Buy Now Pay Later

Short Term


Imagine you go shopping for a new sofa and you see one you want to buy. It’s £864 in the sales so you feel you have to act fast before the price goes up again. Let’s say you can’t afford to buy it outright, so you have two options…

Option 1 - You can take out interest-free credit, have your sofa delivered in 2 weeks and pay £24 per month for the next 36 months.

Option 2 - You can save £24 per month and in 36-months time go back and hope it’s still there and still the same price.

For the exact same financial cost do you want it now or in 2 years’ time? The likelihood is that it won’t be available in 2 years but you could still be confident of finding another sofa you like. Though, with option 2 will you actually be disciplined enough save your money? Or do you think you’ll find other things to spend it on in the meantime?

Sofa or no sofa?

If the financial transaction is exactly the same, due to the interest-free credit offer, then most of us would choose to have the sofa immediately rather than wait. Besides, you probably just did a quick mental redecorating of your lounge and know exactly where you’ll put it and what accessories you’ll buy to go with it!

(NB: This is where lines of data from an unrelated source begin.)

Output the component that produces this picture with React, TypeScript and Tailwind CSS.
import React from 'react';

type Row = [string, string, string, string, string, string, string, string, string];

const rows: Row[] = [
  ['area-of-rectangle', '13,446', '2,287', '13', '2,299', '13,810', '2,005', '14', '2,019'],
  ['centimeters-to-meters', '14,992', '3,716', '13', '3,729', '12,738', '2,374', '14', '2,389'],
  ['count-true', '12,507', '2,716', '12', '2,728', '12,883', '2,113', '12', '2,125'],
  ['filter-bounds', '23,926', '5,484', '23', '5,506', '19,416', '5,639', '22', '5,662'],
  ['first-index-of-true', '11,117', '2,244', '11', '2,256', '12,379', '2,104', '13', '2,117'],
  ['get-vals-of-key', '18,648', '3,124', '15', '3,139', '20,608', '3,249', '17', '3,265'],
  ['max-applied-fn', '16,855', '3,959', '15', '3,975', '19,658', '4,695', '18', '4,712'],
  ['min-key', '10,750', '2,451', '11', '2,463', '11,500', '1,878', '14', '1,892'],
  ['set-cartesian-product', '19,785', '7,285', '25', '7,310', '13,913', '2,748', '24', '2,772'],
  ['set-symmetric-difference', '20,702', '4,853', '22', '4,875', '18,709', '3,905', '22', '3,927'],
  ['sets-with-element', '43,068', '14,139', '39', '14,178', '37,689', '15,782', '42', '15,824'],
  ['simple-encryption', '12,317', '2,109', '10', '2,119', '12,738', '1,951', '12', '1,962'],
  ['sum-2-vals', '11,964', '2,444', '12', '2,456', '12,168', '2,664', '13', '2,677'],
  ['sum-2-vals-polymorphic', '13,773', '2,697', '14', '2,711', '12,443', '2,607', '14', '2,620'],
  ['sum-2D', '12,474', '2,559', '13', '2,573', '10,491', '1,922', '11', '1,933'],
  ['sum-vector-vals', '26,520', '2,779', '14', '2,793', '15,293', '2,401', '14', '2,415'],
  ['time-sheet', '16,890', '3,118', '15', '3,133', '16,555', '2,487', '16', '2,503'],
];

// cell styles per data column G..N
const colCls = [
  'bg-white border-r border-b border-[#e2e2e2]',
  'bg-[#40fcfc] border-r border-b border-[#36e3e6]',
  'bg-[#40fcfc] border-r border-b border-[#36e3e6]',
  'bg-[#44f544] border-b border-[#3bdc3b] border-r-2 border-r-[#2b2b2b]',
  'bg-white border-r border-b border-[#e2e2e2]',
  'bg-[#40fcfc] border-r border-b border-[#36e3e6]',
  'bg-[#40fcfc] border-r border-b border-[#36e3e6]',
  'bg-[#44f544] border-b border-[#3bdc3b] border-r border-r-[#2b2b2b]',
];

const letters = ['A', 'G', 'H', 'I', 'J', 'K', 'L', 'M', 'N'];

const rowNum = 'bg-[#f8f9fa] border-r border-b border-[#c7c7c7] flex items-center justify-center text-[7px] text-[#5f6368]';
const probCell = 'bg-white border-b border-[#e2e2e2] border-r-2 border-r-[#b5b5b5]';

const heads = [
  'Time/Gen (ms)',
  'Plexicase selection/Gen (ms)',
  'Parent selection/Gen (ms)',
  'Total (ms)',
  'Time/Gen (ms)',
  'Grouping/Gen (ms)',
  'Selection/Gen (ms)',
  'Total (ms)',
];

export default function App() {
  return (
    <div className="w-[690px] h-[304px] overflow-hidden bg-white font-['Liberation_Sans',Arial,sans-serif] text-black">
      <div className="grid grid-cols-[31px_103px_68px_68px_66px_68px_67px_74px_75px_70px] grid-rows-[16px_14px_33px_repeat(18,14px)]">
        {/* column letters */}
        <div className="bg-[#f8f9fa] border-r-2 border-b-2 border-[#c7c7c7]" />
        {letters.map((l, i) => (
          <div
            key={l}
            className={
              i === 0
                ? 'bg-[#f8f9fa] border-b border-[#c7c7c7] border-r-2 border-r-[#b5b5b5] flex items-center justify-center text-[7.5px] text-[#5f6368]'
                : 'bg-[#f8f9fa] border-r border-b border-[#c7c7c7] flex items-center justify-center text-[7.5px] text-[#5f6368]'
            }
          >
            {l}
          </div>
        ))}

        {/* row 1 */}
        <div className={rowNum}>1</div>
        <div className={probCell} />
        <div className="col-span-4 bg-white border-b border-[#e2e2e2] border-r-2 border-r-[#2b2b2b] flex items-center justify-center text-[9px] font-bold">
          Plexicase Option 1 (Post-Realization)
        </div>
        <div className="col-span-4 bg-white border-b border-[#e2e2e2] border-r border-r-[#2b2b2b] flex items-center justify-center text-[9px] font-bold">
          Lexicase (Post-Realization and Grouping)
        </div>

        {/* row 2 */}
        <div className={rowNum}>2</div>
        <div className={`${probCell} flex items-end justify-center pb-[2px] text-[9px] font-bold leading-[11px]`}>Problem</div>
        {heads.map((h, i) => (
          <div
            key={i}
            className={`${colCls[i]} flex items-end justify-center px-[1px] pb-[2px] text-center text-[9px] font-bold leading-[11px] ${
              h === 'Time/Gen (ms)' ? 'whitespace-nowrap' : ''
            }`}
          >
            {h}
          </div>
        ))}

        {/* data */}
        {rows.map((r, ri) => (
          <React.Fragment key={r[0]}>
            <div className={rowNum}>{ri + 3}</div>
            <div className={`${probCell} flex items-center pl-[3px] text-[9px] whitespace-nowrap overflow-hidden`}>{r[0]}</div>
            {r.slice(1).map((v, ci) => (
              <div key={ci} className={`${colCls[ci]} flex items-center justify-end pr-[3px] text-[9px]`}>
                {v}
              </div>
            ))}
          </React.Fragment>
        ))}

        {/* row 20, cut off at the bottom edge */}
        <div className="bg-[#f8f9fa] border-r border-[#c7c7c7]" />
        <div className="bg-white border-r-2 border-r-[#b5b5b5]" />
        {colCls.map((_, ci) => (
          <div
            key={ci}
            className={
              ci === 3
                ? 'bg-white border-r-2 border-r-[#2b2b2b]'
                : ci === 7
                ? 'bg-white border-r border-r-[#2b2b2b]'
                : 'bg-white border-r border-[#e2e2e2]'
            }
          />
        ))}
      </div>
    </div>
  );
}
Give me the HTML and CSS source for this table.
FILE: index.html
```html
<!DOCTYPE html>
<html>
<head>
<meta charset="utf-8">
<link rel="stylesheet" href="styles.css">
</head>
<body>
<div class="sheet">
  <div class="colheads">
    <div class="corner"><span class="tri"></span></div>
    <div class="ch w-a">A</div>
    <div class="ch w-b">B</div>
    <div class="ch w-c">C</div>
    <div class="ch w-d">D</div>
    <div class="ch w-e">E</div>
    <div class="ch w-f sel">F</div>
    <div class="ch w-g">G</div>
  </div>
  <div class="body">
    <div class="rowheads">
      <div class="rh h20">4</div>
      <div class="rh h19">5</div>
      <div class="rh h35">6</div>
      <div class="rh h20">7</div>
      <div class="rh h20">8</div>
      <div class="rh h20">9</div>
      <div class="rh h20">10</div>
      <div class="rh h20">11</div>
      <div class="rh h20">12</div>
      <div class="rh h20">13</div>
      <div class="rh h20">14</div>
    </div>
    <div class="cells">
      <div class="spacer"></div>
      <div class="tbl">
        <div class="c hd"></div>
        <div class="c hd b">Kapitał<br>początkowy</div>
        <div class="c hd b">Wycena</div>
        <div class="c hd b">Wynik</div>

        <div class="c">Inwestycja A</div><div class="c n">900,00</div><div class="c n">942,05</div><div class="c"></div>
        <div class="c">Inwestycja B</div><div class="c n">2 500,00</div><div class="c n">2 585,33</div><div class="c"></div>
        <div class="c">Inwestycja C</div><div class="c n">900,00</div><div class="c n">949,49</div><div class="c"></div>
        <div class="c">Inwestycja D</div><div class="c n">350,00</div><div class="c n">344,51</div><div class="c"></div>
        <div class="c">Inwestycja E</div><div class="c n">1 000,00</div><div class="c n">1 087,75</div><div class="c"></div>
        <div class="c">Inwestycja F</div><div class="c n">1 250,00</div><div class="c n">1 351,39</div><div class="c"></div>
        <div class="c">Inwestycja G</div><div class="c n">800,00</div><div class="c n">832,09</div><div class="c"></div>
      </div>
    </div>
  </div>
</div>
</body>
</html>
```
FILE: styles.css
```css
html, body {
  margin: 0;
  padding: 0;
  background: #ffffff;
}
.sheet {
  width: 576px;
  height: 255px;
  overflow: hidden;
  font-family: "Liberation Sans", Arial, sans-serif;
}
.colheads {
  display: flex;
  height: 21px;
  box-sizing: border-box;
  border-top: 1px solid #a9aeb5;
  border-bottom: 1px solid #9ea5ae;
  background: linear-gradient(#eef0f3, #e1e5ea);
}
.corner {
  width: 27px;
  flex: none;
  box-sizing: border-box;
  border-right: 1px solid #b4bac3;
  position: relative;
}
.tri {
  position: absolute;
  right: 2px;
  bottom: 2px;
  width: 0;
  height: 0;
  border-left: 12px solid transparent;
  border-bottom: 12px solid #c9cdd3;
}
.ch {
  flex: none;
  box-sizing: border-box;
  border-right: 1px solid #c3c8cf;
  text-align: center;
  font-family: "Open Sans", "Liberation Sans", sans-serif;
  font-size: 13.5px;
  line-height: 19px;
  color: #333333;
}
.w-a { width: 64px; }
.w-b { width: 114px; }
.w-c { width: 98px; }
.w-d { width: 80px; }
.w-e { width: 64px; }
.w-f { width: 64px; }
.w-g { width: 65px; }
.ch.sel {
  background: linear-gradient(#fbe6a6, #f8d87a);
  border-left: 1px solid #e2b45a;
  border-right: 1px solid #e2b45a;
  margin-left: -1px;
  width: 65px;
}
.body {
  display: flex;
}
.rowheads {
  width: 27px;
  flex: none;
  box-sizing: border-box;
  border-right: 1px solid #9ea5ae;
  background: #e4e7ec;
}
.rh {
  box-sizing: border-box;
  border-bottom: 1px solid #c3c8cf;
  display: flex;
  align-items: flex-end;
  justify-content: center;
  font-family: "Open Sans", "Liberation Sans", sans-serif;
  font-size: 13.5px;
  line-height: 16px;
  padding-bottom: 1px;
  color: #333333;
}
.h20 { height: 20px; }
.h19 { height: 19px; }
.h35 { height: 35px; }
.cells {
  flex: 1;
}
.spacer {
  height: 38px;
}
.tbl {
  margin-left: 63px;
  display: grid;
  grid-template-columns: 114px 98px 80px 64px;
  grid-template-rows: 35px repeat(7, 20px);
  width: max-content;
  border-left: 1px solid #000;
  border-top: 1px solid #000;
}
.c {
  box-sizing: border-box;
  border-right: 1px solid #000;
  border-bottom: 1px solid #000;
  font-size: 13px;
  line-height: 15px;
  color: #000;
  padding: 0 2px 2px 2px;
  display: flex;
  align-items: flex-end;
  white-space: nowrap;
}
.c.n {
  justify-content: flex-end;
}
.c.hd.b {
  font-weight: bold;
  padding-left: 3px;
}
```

Buy-now-pay-later fits with our instinctive preference to have things sooner rather than later. It’s not just financial, we also do it with other things such as our health, recycling and education... anything where we experience a tension between the now and the later.

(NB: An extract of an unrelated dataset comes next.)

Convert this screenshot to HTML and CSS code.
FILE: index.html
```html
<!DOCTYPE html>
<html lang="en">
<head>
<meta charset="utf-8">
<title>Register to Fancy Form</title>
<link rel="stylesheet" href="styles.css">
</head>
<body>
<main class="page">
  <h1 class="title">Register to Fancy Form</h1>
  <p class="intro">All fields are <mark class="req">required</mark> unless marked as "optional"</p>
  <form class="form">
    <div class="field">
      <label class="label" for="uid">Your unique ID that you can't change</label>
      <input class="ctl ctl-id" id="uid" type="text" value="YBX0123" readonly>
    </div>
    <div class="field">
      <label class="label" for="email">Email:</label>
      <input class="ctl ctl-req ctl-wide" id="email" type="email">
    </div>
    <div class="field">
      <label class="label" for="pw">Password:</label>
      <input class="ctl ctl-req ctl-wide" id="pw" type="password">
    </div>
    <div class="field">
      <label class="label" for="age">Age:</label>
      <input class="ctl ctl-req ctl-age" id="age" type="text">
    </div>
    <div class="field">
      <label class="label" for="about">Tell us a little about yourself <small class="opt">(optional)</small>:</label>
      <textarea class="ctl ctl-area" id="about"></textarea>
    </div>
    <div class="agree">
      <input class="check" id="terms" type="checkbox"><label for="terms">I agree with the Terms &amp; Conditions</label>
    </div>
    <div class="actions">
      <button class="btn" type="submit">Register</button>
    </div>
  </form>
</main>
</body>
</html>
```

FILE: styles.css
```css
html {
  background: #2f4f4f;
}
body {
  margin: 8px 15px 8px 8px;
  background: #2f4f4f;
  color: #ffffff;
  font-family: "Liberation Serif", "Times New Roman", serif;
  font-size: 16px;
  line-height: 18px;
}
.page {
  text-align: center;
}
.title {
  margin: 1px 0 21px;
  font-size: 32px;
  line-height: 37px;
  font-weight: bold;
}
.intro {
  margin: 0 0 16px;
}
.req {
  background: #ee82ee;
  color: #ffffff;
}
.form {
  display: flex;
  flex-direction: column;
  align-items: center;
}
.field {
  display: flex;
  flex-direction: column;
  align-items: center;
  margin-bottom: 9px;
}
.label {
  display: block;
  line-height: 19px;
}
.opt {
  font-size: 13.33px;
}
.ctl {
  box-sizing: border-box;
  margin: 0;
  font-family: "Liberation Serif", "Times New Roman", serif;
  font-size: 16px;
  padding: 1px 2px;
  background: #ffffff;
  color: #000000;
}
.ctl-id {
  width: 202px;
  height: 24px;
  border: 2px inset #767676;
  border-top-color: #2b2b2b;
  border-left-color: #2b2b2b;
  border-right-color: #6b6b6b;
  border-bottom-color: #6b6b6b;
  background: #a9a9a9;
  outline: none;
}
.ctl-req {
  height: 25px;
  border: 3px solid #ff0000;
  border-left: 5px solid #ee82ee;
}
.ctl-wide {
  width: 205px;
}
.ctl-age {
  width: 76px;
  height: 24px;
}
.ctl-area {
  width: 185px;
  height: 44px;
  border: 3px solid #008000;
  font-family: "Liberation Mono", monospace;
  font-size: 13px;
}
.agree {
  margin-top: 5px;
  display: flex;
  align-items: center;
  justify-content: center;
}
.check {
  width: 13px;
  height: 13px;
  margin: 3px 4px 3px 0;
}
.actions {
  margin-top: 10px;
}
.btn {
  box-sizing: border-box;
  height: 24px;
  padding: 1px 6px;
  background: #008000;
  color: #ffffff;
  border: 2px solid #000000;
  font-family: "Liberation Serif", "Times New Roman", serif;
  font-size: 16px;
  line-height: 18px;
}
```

The reason behind this is a bias called the ‘hyperbolic discount’, illustrated below. It’s connected to how we understand time and value. In the last blog I described how we experience time in a distorted, non-linear, hyperbolic way. Time doesn’t just alter our experience of events, it also adjusts the value we place on the things we want.

Future benefits incur a value-penalty. This means a £10 item we can have now is worth more to us right now than the same £10 item we can have in a months’ time. The shopping trip we can have this weekend is worth more to us right now than keeping the same money in our savings account for a couple of decades. The cigarette we can have now, or the high-calorie takeaway, or the extra alcohol units are worth more right now than the good health we can experience in the future…

If the main benefits customers will get from using your product or service is a little way off yet, or in fact a long way, are there any shorter, more immediate benefits you can talk about that are more desirable?